Todos que estão ao redor do montante de feijão, todos, sem exceção, ficam em silêncio e muito atentos à história que está sendo contada, mesmo que ela tenha sido contada várias vezes, por anciãos diferentes.

Quando todo o feijão é debulhado, as famílias dividem entre si, em partes iguais. Nessa época a aldeia dorme um pouco mais tarde, lembrando que nós indígenas nos orientamos durante o dia, através do sol, dos cantos dos pássaros, das pegadas dos animais. E durante a noite com a lua, as estrelas e com os pássaros e animais noturnos.

O nosso tempo é circular, todo nascer do sol para nós é a renovação espiritual. A chegada da nossa velhice é também a da sabedoria ancestral, ficar velho na nossa cultura é uma dádiva e é por isso que os velhos são considerados os guardiões da memória do nosso sagrado e dos mistérios da vida.

Quando eu era criança, não gostava de debulhar o feijão, então antes de começar, minha avó falava:
– A preguiça de Auritha hoje vai virá poesia!

Eu já tinha preparado meu caderno, aquele sem brochura, mas muito bem organizado com os meus poemas, ali sentada na roda, eu transformava em cordel tudo que era conversado, uma vez ou outra fazia uma brincadeira com o nome de alguém e no final aquele lugar do montante de feijão, virava meu palco e eu era a atração da noite, declamando as minhas rimas e versos.

Trazer as trouxas de feijão na cabeça, se reunir para debulhar e contar histórias à noite, tudo isso é um costume do meu povo Tabajara, do topo da serra da Ibiapaba, do estado do Ceará.
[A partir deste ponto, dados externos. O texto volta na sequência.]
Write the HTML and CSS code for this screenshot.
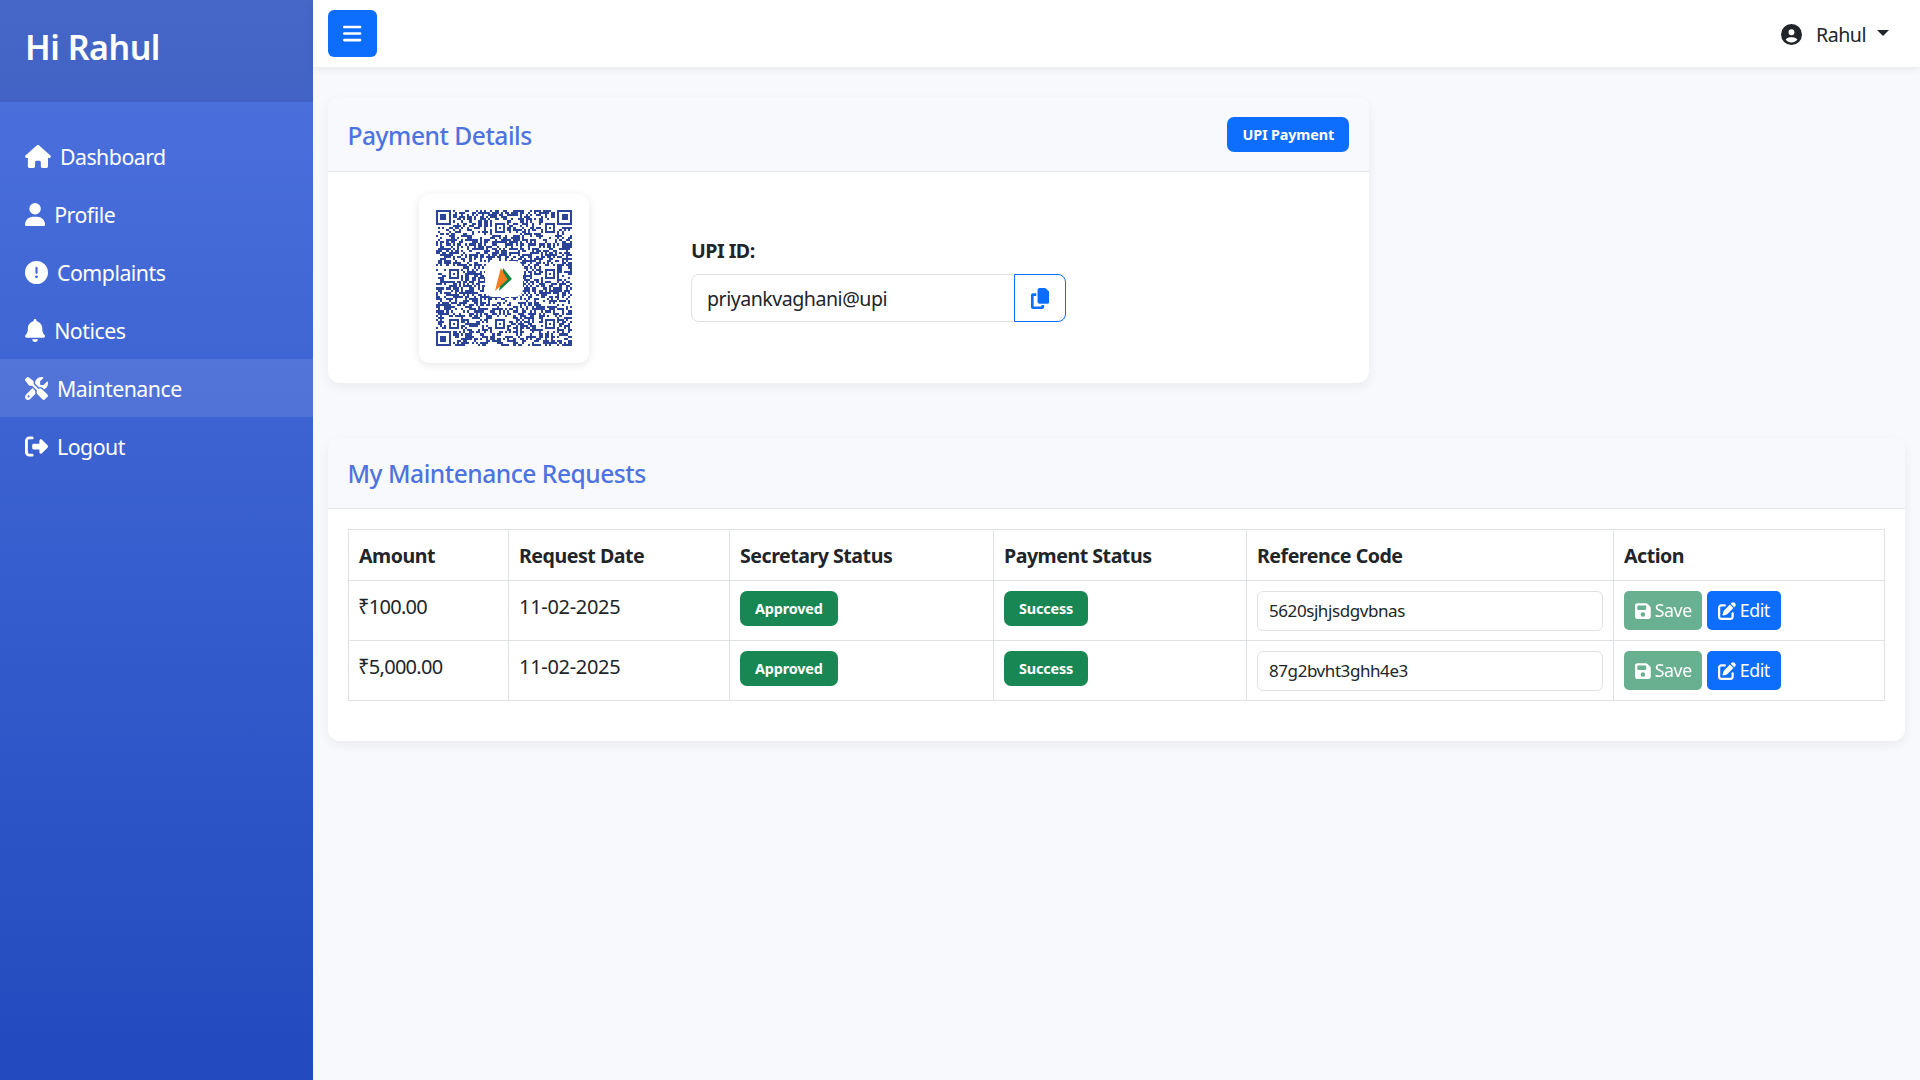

E a kuinhataim depois de ouvir as palavras do feijão, pergunta: – O que vamos comer hoje?
– Caldinho, responde a tia Ybyrá.


*Francisca Aurilene Gomes, nasceu em Ipueiras interior do Ceará, chorou na barriga de sua mãe antes de nascer. Nasceu em casa pelas mãos de sua avó parteira Francisca Gomes, e por essa razão o nome ancestral Auritha Tabajara o qual assina suas obras literárias.
É escritora, cordelista e contadora de histórias indígena.
Três livros publicados, oito folhetos e vários textos em antologia no Brasil e fora do Brasil, alguns textos traduzidos em inglês e Alemão, tem levado a literatura em varias participações em feiras literárias como: FLIP, FLINS, FLIPF, FLIN,FLIPoA, FLIÙ entre outras. Seu livro carro chefe publicado em 2018 Coração na Aldeia pés no Mundo é altamente recomendado pela Fundação Nacional do Livro Infanto Juvenil, está na biblioteca de Washington para pesquisas e inspirou o filme Mulher sem chão o qual conta sua história.
Auritha é membro da Academia Internacional de Literatura Brasileira (AILB) Com a cadeira 0345. É a primeira mulher indígena a publicar livros de cordel no Brasil.